Event risk: UK retail sales, US PCE and the next impulses for GBP/USD
Near term, two data sets will decide whether GBP/USD can hold or extend above 1.34–1.3450. On the UK side, November retail sales are expected to accelerate from 0.2% to around 0.9% YoY. A print significantly below that would revive growth concerns and embolden the dovish camp inside the BoE, undermining GBP. A firm beat, especially above 0.9%, would support the argument that the economy can tolerate a slow, cautious easing path, which would be supportive for the pound. On the US side, PCE inflation is the next key confirmation point. If PCE tracks CPI lower towards 2% while sentiment stays soft, the market will keep DXY pinned under 99, favouring further strength in GBP/USD. A surprise rebound in PCE back toward 3% would push the dollar higher, likely capping the pair below 1.3450 and forcing a retest of 1.3335–1.3355.
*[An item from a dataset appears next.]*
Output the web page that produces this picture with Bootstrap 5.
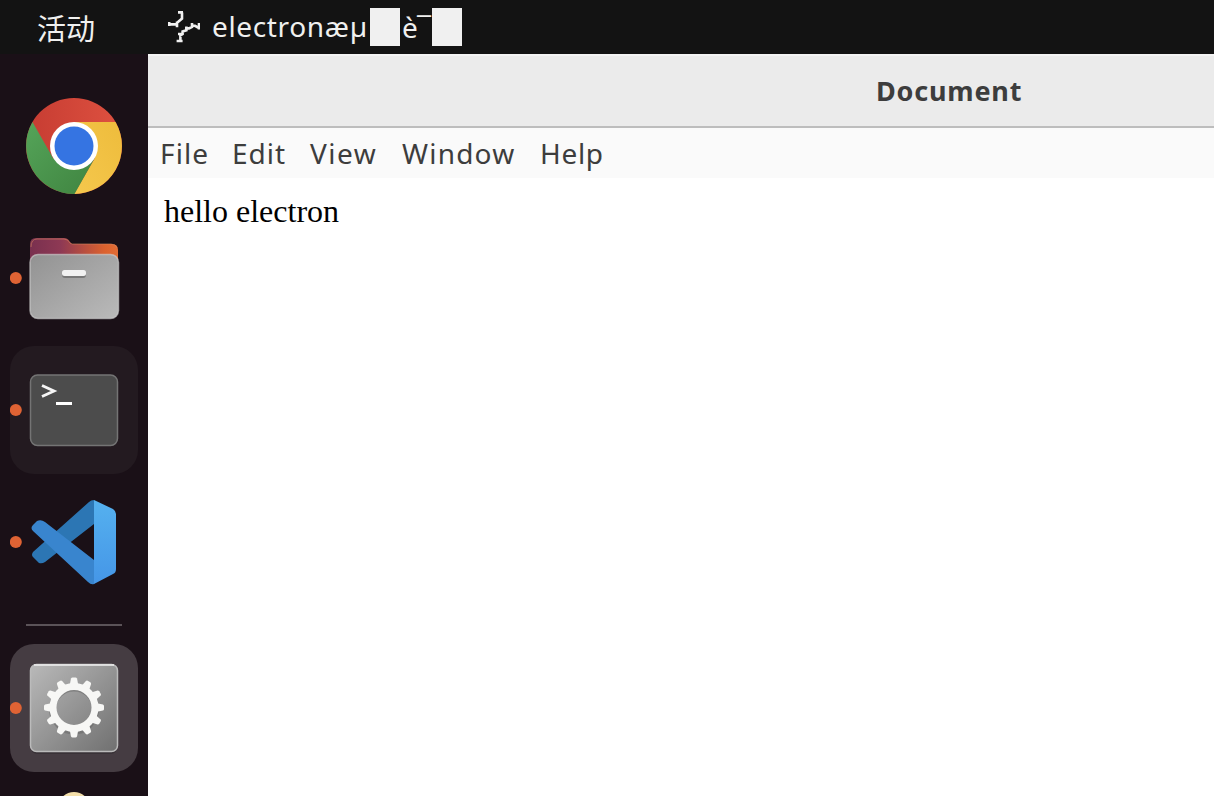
<!DOCTYPE html>
<html lang="zh">
<head>
<meta charset="utf-8">
<meta name="viewport" content="width=device-width, initial-scale=1">
<title>Document</title>
<link href="https://cdn.jsdelivr.net/npm/bootstrap@5.3.0/dist/css/bootstrap.min.css" rel="stylesheet">
<style>
body{background:#1a1017;font-family:"Noto Sans","Noto Sans CJK SC",sans-serif;font-size:28px;line-height:36px}
.topbar{height:54px;background:#131313;color:#f0f0ef;padding-left:37px}
.activities{width:131px;font-family:"Noto Sans CJK SC",sans-serif;font-weight:400;font-size:29px;padding-bottom:1px}
.appname{width:158px;margin-left:12px;letter-spacing:.65px;padding-bottom:2px}
.appname-end{width:32px;padding-left:2px;letter-spacing:-.8px}
.tofu{width:30px;height:38px;background:#f0f0f0}
.dock{width:148px;background:#1a1017}
.tile{width:128px;height:128px;margin-left:10px;border-radius:24px}
.tile svg{width:128px;height:128px;display:block}
.tile.cut,.tile.cut svg{height:20px}
.hovered{background:#231a20}
.focused{background:#453c42}
.divider{width:96px;height:2px;background:#5b5358;margin:18px 0 18px 26px}
.titlebar{height:74px;background:#ebebeb;border-top:2px solid #f4f4f4;border-bottom:2px solid #bdbdbd;color:#3d3d3d}
.titlebar h1{font-size:27px;letter-spacing:.8px;padding-left:728px}
.menus{height:50px;background:#fafafa;color:#3d3d3d;padding:0 0 1px 12px}
.content{font-family:"Liberation Serif",serif;font-size:32px;line-height:36px;color:#000;padding:15px 16px}
</style>
</head>
<body class="vh-100 overflow-hidden d-flex flex-column">
<header class="topbar d-flex align-items-center flex-shrink-0">
  <div class="activities">活动</div>
  <svg width="32" height="32" viewBox="0 0 16 16" fill="none" stroke="#f0f0f0" stroke-width="1.300"><path d="M5 .7h2.500M7 .7v3.100L5.300 5.200L4.500 6M0 6.700h4.500M.6 5.500v2M4.500 5.300v2.800M15.500 6v3.300M15.500 8.500L13.500 7.400H12M12 6v2L10.500 8.700H8.500M9.200 7.800v1.800L7.300 10.200V11.500L5.800 12.500M5 11.500h2.500M6.200 12v3M4.300 15h3"/></svg>
  <span class="appname">electronæµ</span><span class="tofu"></span><span class="appname-end">è¯</span><span class="tofu"></span>
</header>
<div class="d-flex flex-grow-1" style="min-height:0">
<nav class="dock d-flex flex-column flex-shrink-0 pt-4 overflow-hidden">
  <svg width="0" height="0" class="position-absolute"><defs>
    <linearGradient id="red" x2="1"><stop stop-color="#c63c32"/><stop offset="1" stop-color="#de5140"/></linearGradient>
    <linearGradient id="green" x1="0" y1="0" x2="1" y2="1"><stop stop-color="#55a459"/><stop offset="1" stop-color="#3f8440"/></linearGradient>
    <linearGradient id="yellow" x1="1" y1="0" x2="0" y2="1"><stop stop-color="#eebc3c"/><stop offset="1" stop-color="#f5c84d"/></linearGradient>
    <linearGradient id="folder"><stop stop-color="#79304f"/><stop offset=".35" stop-color="#8e3954"/><stop offset=".85" stop-color="#dc622e"/><stop offset="1" stop-color="#e26c34"/></linearGradient>
    <linearGradient id="panel" x2="1" y2="1"><stop stop-color="#929292"/><stop offset="1" stop-color="#bababa"/></linearGradient>
    <linearGradient id="metal" x2="1" y2="1"><stop stop-color="#b9b9b9"/><stop offset="1" stop-color="#707070"/></linearGradient>
    <linearGradient id="blue" x2="0" y2="1"><stop stop-color="#55b1ef"/><stop offset="1" stop-color="#4596e7"/></linearGradient>
  </defs></svg>
  <div class="tile mt-1"><svg viewBox="10 82 128 128">
    <circle cx="74" cy="146" r="48" fill="url(#red)"/>
    <path d="M74 122h41.500A48 48 0 0 1 74 194L95 158z" fill="url(#yellow)"/>
    <path d="M32.500 122L53 158L74 170L94.800 158L74.500 194A48 48 0 0 1 32.500 122" fill="url(#green)"/>
    <circle cx="74" cy="146" r="24" fill="#fff"/><circle cx="74" cy="146" r="19.500" fill="#3574e2"/></svg></div>
  <div class="tile mt-1"><svg viewBox="10 214 128 128">
    <path d="M30 264V244q0-6 6-6H64q4 0 6 4l2 2h40q6 0 6 6v18z" fill="url(#folder)"/>
    <path d="M31 247q0-8 6-8H64q4 0 6 4l2 1h39q5 0 6 4" fill="none" stroke="#d5865e" stroke-opacity=".6"/>
    <rect x="30" y="254.500" width="88.500" height="64" rx="8" fill="url(#panel)" stroke="#ccc" stroke-opacity=".65" stroke-width="1.500"/>
    <rect x="62" y="272" width="24" height="6" rx="3" fill="#777"/><rect x="62" y="270" width="24" height="6" rx="2.500" fill="#f1f1f1"/>
    <circle cx="15.800" cy="278" r="6" fill="#df6334"/></svg></div>
  <div class="tile hovered mt-1"><svg viewBox="10 346 128 128">
    <rect x="30.500" y="375" width="87" height="70.500" rx="7" fill="#4c4c4c" stroke="#747474" stroke-width="1.500"/>
    <path d="M42 385.500l12 5.500L42 396.500" fill="none" stroke="#f6f6f6" stroke-width="2.800"/><path d="M56 403.500h16" stroke="#fff" stroke-width="3"/>
    <circle cx="15.800" cy="410" r="6" fill="#df6334"/></svg></div>
  <div class="tile mt-1"><svg viewBox="10 478 128 128">
    <path d="M94 500v24L45 562q-3 2-6 1l-6-6q-2-2 0-5L89 502q2-2 5-2" fill="#2c76b4"/>
    <path d="M94 584v-24L45 522q-4-3-8-1l-4 4q-3 3 0 6L88 582q3 3 6 2" fill="#3985ce"/>
    <path d="M94 500l19 9q3 2 3 5v55q0 4-3 5l-19 10z" fill="url(#blue)"/>
    <circle cx="15.800" cy="542" r="6" fill="#df6334"/></svg></div>
  <div class="divider flex-shrink-0"></div>
  <div class="tile focused flex-shrink-0"><svg viewBox="10 644 128 128">
    <rect x="31" y="667" width="86" height="87" rx="6" fill="#292227" opacity=".4"/>
    <rect x="30.500" y="664.500" width="87" height="87" rx="6" fill="url(#metal)" stroke="#bbb" stroke-width="1.500"/><path d="M34 665h80" stroke="#eee" stroke-width="1.500"/>
    <circle cx="74" cy="709.500" r="21.500" fill="none" stroke="#666" stroke-width="7" opacity=".5"/>
    <circle cx="74" cy="707.500" r="21" fill="none" stroke="#f7f7f5" stroke-width="7"/>
    <g id="teeth" fill="#f7f7f5"></g>
    <circle cx="15.800" cy="708" r="6" fill="#df6334"/></svg></div>
  <div class="tile cut flex-shrink-0 mt-1"><svg viewBox="10 776 128 20"><circle cx="74" cy="808" r="16" fill="#f4dfaa"/></svg></div>
</nav>
<main class="flex-grow-1 bg-white overflow-hidden">
  <div class="titlebar d-flex align-items-center"><h1 class="fw-bold m-0">Document</h1></div>
  <div class="menus d-flex align-items-center"><span style="width:72px;letter-spacing:1.1px">File</span><span style="width:78px;letter-spacing:1px">Edit</span><span style="width:92px;letter-spacing:1.5px">View</span><span style="width:138px;letter-spacing:1.2px">Window</span><span style="letter-spacing:.7px">Help</span></div>
  <div class="content">hello electron</div>
</main>
</div>
<script>
document.getElementById("teeth").innerHTML=Array.from({length:12},(_,i)=>`<path d="M69.500 686L71 678.500q.5-1 1.500-1h3q1 0 1.500 1L78.500 686z" transform="rotate(${i*30} 74 707.500)"/>`).join("");
</script>
<script src="https://cdn.jsdelivr.net/npm/bootstrap@5.3.0/dist/js/bootstrap.bundle.min.js"></script>
</body>
</html>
Stance on GBP/USD: buy dips above 1.3335–1.3355, reassess on a break of 1.3290
Bringing the macro and technical picture together, the bias is still constructive. You have a BoE at 3.75% easing cautiously with CPI at 3.2% and services at 4.4%, a split 5–4 vote that limits how dovish the bank can credibly be, and a Fed watching 2.7% headline and 2.6% core CPI with the DXY stuck near 98.40 inside a down-channel. Technically, GBP/USD trades above the 1.3335–1.3355 support band, above the 100- and 200-day SMAs and inside a rising channel, with resistance defined at 1.3450–1.3510. In that configuration, the rational stance is short-term Buy-on-dips while the pair holds above 1.3335–1.3355, with upside focus on 1.3450–1.3510. A clean daily close below 1.3290 would invalidate that view and shift the pair back to a neutral or Hold posture with downside risk towards 1.31733.